Detroit's decline has been going on for a long while. Auto production soared to an alltime peak in 1955—but there were already worrisome signs. In the face of growing foreign and domestic competition, auto companies merged, or quit, or moved out of town to get closer to markets. Automation began replacing workers in the plants that remained. In the past seven years, Chrysler, the city's biggest employer, has dropped from 130,000 to 50,000 workers. At the depth of the 1958 recession, when Detroit really began reeling, 20% of the city's work force was unemployed. Even today, the figure is an estimated 10%, and the U.S. Government lists Detroit as an area of "substantial and persistent unemployment.''

How much did the encroaching uncertainty in the manufacturing sector back then worsen anxieties (racial and otherwise), fears that surely swelled even more as blacks began to assert more social and political influence in the succeeding decades? Although the riots jumped off in the late 60s, it seems the table for the explosion -- and Young's subsequent ascent -- had been set at least a decade before.

As for Young himself, I won't argue that voters left him in office too long, but I'm loath to agree with the contention that he "cared more about retribution than resurrection." I came of age on the eastside of Detroit in the 1970s and 1980s, and I remember well the resentment and outright race hatred directed at Young, the city's then-nascent black political leadership and its growing black and brown population. Although much of the real power and money in Detroit remained in the hands of white pols and business leaders -- and still does today -- white residents felt that Young's win meant they'd somehow lost ground. Many wouldn't even give Young a chance before they started putting up the "for sale" signs. Everything he said and did was racialized and usually opposed. For instance, when Young first took office and warned criminals in the city to "hit Eight Mile Road," it was seen as a directive by the mayor for black crooks to start preying on suburban whites. To blacks, though, the comment didn't suggest "retribution." It was about keeping their neighborhoods safe.

As Young himself was later quoted as saying, "White people find it extremely hard to live in an environment they don't control." What seemed to whites like defiance and dismissal from Young was usually interpreted by black folks as, "Well, with or without you, we've got to go on."

Though Dan's piece certainly avoids it, a common, short-form narrative of recent Detroit history goes like this: Great manufacturing town experiences riots, swelling of black clout, white flight and utter collapse in the hands of unruly Negroes.
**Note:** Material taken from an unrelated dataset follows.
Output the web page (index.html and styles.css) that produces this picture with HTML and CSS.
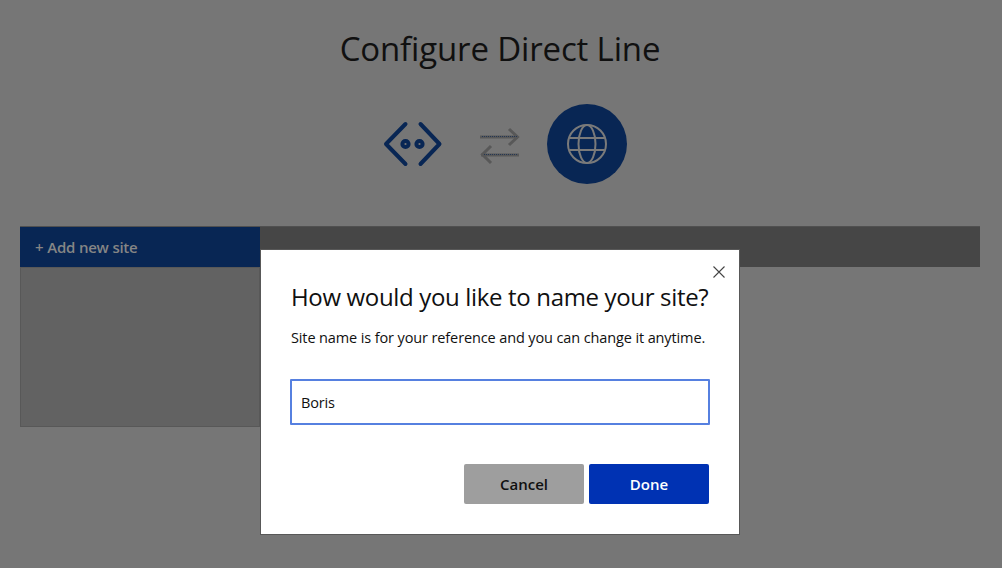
FILE: index.html
```html
<!DOCTYPE html>
<html lang="en">
<head>
<meta charset="utf-8">
<title>Configure Direct Line</title>
<link rel="stylesheet" href="styles.css">
</head>
<body>
<main class="page">
  <h1 class="title"><span>Configure Direct Line</span></h1>
  <div class="diagram">
    <svg class="bot" width="60" height="48" viewBox="0 0 60 48" fill="none" stroke="#082654" stroke-width="4" stroke-linecap="round" stroke-linejoin="round">
      <path d="M22.500 4 3 24l19.500 20M37.500 4 56.500 24l-19 20"/>
      <circle cx="22.500" cy="24" r="3.100" stroke-width="4"/>
      <circle cx="36.500" cy="24" r="3.100" stroke-width="4"/>
    </svg>
    <svg class="arrows" width="42" height="38" viewBox="0 0 42 38" fill="none" stroke="#585858" stroke-width="3">
      <path d="M30 2 38.500 10 30 18M12 19 3.500 27.500 12 36"/>
      <path d="M1 10h38M2 28h38" stroke-width="3"/>
      <path d="M3 9.500h35M5 27.500h34" stroke="#243754" stroke-width="1" stroke-dasharray="1 1"/>
    </svg>
    <div class="globe">
      <svg width="42" height="42" viewBox="0 0 42 42" fill="none" stroke="#7a7a7a" stroke-width="2">
        <circle cx="21" cy="21" r="19"/>
        <ellipse cx="21" cy="21" rx="8.500" ry="19"/>
        <path d="M3.500 15h35M3.500 27h35"/>
      </svg>
    </div>
  </div>
  <section class="sites">
    <div class="bar"><button class="add"><span>+ Add new site</span></button></div>
    <div class="list"></div>
  </section>
</main>
<div class="dialog" role="dialog">
  <button class="close" aria-label="Close">
    <svg width="12" height="12" viewBox="0 0 12 12" stroke="#444" stroke-width="1.1"><path d="M.5.5l11 11M11.500.5l-11 11"/></svg>
  </button>
  <h2 class="heading"><span>How would you like to name your site?</span></h2>
  <p class="note"><span>Site name is for your reference and you can change it anytime.</span></p>
  <input class="name" type="text" value="Boris">
  <div class="actions">
    <button class="btn cancel">Cancel</button>
    <button class="btn done">Done</button>
  </div>
</div>
</body>
</html>
```
FILE: styles.css
```css
* { box-sizing: border-box; }
body {
  margin: 0;
  height: 568px;
  overflow: hidden;
  background: #767676;
  color: #101010;
  font-family: "Open Sans", "Noto Sans", sans-serif;
}
button, input { font: inherit; border: 0; padding: 0; }
h1, h2, p { margin: 0; font-weight: 400; white-space: nowrap; }
.page { width: 960px; margin-left: 20px; padding-top: 25px; }
.title { text-align: center; font-size: 33px; line-height: 48px; letter-spacing: -0.15px; }
.diagram { display: flex; align-items: center; height: 80px; margin-top: 31px; padding-left: 363px; }
.bot, .arrows, .globe svg { display: block; }
.arrows { margin-left: 36px; margin-top: 4px; }
.globe {
  display: flex;
  align-items: center;
  justify-content: center;
  width: 80px;
  height: 80px;
  margin-left: 26px;
  border-radius: 50%;
  background: #082654;
}
.sites { margin-top: 42px; }
.bar { height: 41px; background: #464646; border-top: 1px solid #505050; }
.add {
  display: block;
  width: 240px;
  height: 40px;
  padding-left: 15px;
  text-align: left;
  background: #082654;
  color: #858585;
  font-size: 15px;
  font-weight: 600;
  letter-spacing: -0.3px;
  word-spacing: 0.4px;
}
.list { width: 240px; height: 160px; background: #626262; border: 1px solid #585858; }
.dialog {
  position: absolute;
  left: 260px;
  top: 249px;
  width: 480px;
  height: 286px;
  padding: 14px 30px 30px;
  border: 1px solid #585858;
  background: #fff;
}
.close { display: block; margin: 2px -16px 0 auto; width: 12px; height: 12px; background: none; }
.close svg { display: block; }
.heading { margin-top: 2px; font-size: 24px; line-height: 34px; letter-spacing: -0.34px; }
.note { margin-top: 12px; font-size: 14.5px; line-height: 24px; letter-spacing: -0.12px; }
.name {
  display: block;
  width: 420px;
  height: 46px;
  margin: 29px 0 39px -1px;
  padding: 0 9px;
  border: 2px solid #5680e0;
  border-radius: 1px;
  background: #fff;
  color: #101010;
  font-size: 14.5px;
  letter-spacing: -0.2px;
  outline: 0;
}
.actions { display: flex; justify-content: flex-end; gap: 5px; }
.btn { width: 120px; height: 40px; border-radius: 2px; font-size: 15px; font-weight: 600; }
.cancel { background: #9e9e9e; color: #101010; }
.done { background: #0032b3; color: #fff; }
```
But to those on the other side of the "apartheid wall" Okrent mentions, this is a profoundly inaccurate and unfair line.

I never met black folks who were trying to drive whites out. (As the story notes, many blacks were trying to leave right along with whites after the riots, but couldn't.) The African-American homeowners I knew were decent folks far more interested in better jobs, schools and homes for their families than with making any kind of racial statement about their "arrival." People like my mom, grandmother and uncles came to Detroit for jobs, not to run a city -- and certainly not to run it in the ground. But when so many people and businesses fled, taking a hunk of tax base with them, my parents' generation found themselves holding the bag and being forced to soldier on anyway.

And I think this reality informs a lot of the feistiness Detroiters -- black, white, Latino, Asian and Arab -- harbor today. Yes, smart Detroiters know we need to foster greater regional cooperation. If the area -- and this means you, too, Oakland County -- is to ever rebound from a half-century tumble into the abyss, none of us should try to go it alone.

Through it all, though, we've got to go on.

  • Print
  • Comment
Comments (24)
Post a Comment »
  • 1

    Well-said, Darrell. It's enlightening to see overlaps and partial divergence in the perspectives of two native Detroiters from different generations, different sides of Woodward and different races.

    You and Dan share affectionate, clear-eyed memories of "the eastside of Detroit in the 1970s and 1980s" and, in his case, of the northwest side in the 1950s and 1960s.

    Equally valuable, you recognize the necessity of regional responses for mutual success. No city or county is alone in a rowboat, to borrow Dan's vivid image for unhelpful autonomy.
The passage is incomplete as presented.